━━━━━ STORED DATA
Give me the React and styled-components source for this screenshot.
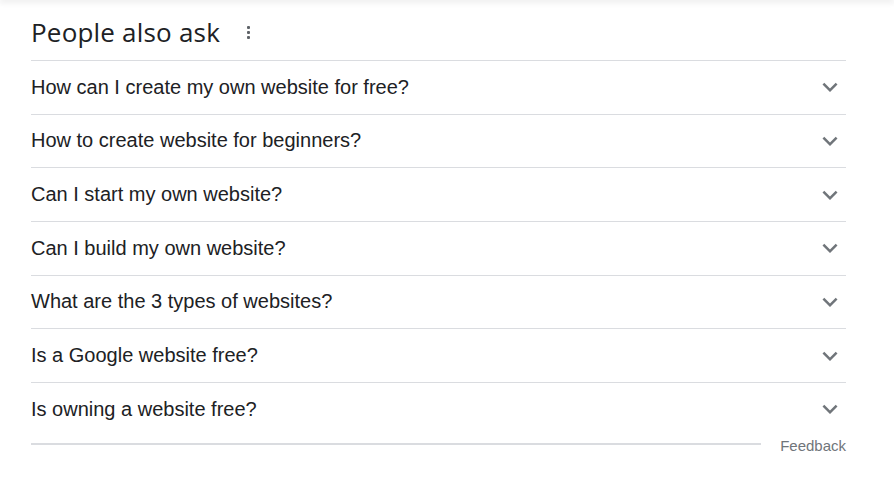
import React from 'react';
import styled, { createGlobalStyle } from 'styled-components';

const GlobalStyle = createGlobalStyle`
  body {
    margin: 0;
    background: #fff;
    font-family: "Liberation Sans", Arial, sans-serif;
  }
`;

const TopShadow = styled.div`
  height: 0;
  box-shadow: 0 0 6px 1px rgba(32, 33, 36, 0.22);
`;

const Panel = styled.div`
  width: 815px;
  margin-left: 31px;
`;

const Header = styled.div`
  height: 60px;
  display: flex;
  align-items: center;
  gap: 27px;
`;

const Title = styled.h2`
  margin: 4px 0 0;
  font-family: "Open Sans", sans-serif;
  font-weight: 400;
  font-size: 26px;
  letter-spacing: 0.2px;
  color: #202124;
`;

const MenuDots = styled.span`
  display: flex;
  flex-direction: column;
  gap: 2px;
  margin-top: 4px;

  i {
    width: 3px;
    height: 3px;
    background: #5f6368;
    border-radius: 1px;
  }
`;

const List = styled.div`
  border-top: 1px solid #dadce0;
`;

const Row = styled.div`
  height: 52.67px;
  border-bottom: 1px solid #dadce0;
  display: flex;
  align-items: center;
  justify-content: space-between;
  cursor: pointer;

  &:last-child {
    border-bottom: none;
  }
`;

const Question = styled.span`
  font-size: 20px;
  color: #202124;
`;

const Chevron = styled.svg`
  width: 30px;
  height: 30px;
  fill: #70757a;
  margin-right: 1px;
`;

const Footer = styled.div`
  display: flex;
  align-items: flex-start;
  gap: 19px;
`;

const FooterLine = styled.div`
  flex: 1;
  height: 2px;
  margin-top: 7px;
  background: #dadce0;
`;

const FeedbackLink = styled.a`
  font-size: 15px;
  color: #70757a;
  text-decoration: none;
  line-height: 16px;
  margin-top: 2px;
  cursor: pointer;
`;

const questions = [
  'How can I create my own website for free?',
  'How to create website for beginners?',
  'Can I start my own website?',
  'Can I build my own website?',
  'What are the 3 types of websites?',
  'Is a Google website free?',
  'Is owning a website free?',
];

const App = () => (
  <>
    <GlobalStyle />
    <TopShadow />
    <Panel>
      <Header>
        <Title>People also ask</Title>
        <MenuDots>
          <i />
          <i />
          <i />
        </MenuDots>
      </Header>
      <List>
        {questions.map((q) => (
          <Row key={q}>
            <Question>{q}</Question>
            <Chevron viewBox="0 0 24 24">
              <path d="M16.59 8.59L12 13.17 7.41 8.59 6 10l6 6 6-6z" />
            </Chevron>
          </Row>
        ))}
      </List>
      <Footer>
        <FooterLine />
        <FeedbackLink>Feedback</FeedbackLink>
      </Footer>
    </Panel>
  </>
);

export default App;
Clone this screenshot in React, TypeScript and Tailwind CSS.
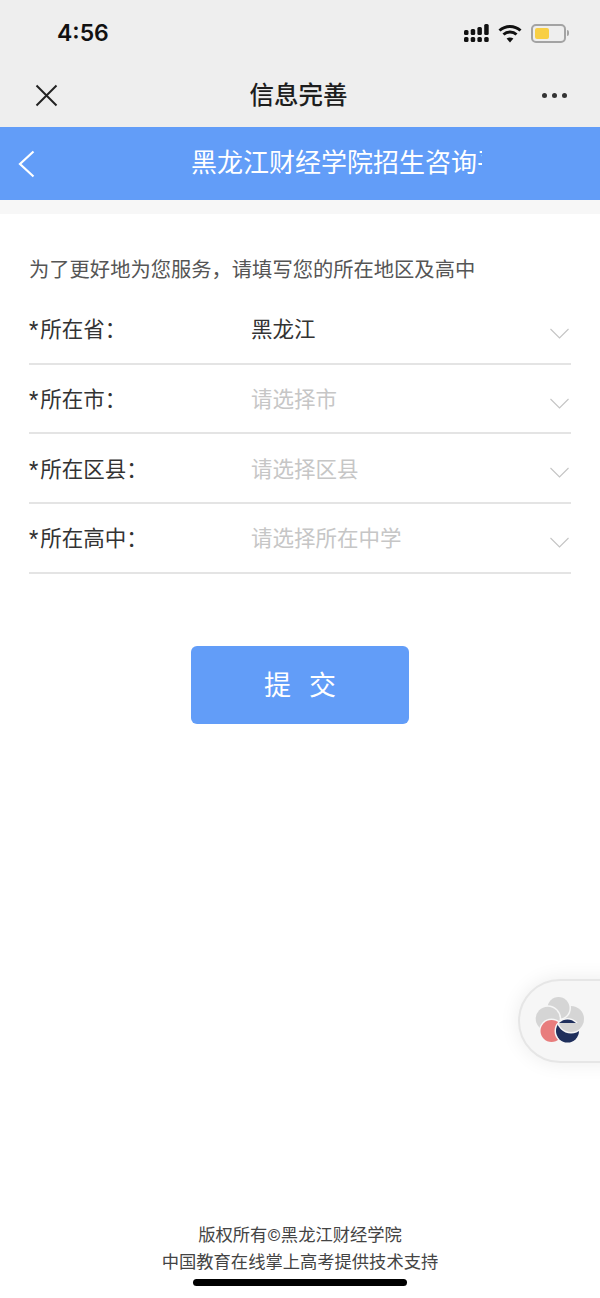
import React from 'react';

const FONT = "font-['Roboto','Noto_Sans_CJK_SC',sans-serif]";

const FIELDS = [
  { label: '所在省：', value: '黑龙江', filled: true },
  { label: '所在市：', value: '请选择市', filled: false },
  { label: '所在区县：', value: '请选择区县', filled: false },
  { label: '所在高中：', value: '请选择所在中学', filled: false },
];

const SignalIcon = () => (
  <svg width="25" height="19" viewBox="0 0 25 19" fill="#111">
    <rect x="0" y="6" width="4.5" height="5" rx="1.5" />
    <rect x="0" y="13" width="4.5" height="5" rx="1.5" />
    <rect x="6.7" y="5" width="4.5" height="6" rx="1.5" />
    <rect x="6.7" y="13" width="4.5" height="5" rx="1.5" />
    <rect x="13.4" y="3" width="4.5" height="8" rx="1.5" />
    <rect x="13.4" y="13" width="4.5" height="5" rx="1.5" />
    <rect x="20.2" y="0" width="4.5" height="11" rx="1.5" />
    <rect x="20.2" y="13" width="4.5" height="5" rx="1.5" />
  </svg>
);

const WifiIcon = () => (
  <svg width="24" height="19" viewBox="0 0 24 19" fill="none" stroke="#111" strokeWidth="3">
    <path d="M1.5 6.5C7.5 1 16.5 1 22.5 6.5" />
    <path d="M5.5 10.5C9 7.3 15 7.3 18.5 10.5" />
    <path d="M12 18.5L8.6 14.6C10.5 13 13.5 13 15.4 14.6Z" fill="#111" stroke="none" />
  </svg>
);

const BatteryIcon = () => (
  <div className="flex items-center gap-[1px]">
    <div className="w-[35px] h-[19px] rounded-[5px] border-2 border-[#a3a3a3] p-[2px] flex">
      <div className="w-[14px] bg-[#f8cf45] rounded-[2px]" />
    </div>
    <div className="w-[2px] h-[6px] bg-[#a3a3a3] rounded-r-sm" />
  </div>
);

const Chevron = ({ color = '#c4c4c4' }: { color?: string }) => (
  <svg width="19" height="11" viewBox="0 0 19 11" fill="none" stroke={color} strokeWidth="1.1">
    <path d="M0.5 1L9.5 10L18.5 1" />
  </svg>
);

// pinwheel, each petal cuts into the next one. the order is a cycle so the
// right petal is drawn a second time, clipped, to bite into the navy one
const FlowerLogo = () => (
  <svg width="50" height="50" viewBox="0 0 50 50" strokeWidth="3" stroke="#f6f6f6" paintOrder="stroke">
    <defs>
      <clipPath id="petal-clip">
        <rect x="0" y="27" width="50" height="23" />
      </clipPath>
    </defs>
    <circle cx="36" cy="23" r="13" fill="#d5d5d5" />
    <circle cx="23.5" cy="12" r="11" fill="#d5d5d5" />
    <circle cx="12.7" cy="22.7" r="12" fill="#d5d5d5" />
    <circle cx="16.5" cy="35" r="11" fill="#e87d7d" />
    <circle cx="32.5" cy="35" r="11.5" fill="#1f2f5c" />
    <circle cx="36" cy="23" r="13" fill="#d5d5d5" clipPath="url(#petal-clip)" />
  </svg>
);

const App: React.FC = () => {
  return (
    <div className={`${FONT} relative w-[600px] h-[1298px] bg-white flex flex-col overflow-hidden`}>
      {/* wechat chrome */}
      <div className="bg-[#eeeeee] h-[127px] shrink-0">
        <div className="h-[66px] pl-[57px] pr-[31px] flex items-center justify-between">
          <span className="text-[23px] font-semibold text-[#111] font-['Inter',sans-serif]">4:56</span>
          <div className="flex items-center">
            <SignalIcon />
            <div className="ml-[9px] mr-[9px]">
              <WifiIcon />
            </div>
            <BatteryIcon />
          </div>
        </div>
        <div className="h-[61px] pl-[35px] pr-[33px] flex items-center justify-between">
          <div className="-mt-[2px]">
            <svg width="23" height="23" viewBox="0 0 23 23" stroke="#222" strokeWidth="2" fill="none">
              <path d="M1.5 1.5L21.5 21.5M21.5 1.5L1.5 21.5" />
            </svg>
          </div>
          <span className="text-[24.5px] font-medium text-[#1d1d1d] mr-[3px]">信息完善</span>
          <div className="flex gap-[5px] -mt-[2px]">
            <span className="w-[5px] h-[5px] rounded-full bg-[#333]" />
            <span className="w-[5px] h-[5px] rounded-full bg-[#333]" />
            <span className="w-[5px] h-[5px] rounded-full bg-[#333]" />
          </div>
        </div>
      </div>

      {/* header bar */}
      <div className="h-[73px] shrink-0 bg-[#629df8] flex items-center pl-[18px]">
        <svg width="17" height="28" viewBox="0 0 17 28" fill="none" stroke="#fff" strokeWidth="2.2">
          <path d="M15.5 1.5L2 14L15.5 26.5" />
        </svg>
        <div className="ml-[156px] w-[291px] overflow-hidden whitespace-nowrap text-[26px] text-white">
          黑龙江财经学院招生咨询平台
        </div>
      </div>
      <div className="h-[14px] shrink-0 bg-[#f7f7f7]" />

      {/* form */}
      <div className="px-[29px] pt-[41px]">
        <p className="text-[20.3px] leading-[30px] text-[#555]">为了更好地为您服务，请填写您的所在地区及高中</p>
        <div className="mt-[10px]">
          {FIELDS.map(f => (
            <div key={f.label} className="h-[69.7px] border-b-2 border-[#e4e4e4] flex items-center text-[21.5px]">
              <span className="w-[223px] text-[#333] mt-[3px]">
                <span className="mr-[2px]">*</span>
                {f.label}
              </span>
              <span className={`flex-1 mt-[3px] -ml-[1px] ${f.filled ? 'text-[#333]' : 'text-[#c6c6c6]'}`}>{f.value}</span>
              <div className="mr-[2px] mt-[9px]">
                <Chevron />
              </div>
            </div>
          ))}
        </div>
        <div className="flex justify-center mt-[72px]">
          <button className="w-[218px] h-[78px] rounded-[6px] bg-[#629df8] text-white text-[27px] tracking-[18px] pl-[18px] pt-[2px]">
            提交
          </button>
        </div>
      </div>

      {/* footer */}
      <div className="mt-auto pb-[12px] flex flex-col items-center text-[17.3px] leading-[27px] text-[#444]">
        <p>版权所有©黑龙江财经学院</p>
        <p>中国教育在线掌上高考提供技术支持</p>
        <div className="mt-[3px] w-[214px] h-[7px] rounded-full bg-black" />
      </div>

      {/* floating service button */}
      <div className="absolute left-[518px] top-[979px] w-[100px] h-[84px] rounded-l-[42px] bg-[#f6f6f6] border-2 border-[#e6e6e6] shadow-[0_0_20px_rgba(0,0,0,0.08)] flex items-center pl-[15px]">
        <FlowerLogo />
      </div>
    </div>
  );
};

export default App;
━━━━━━━━━━
> TASK DETAILS
Search the lines for the word "components" and report how many contain it, by number only.

> THE RESULT
2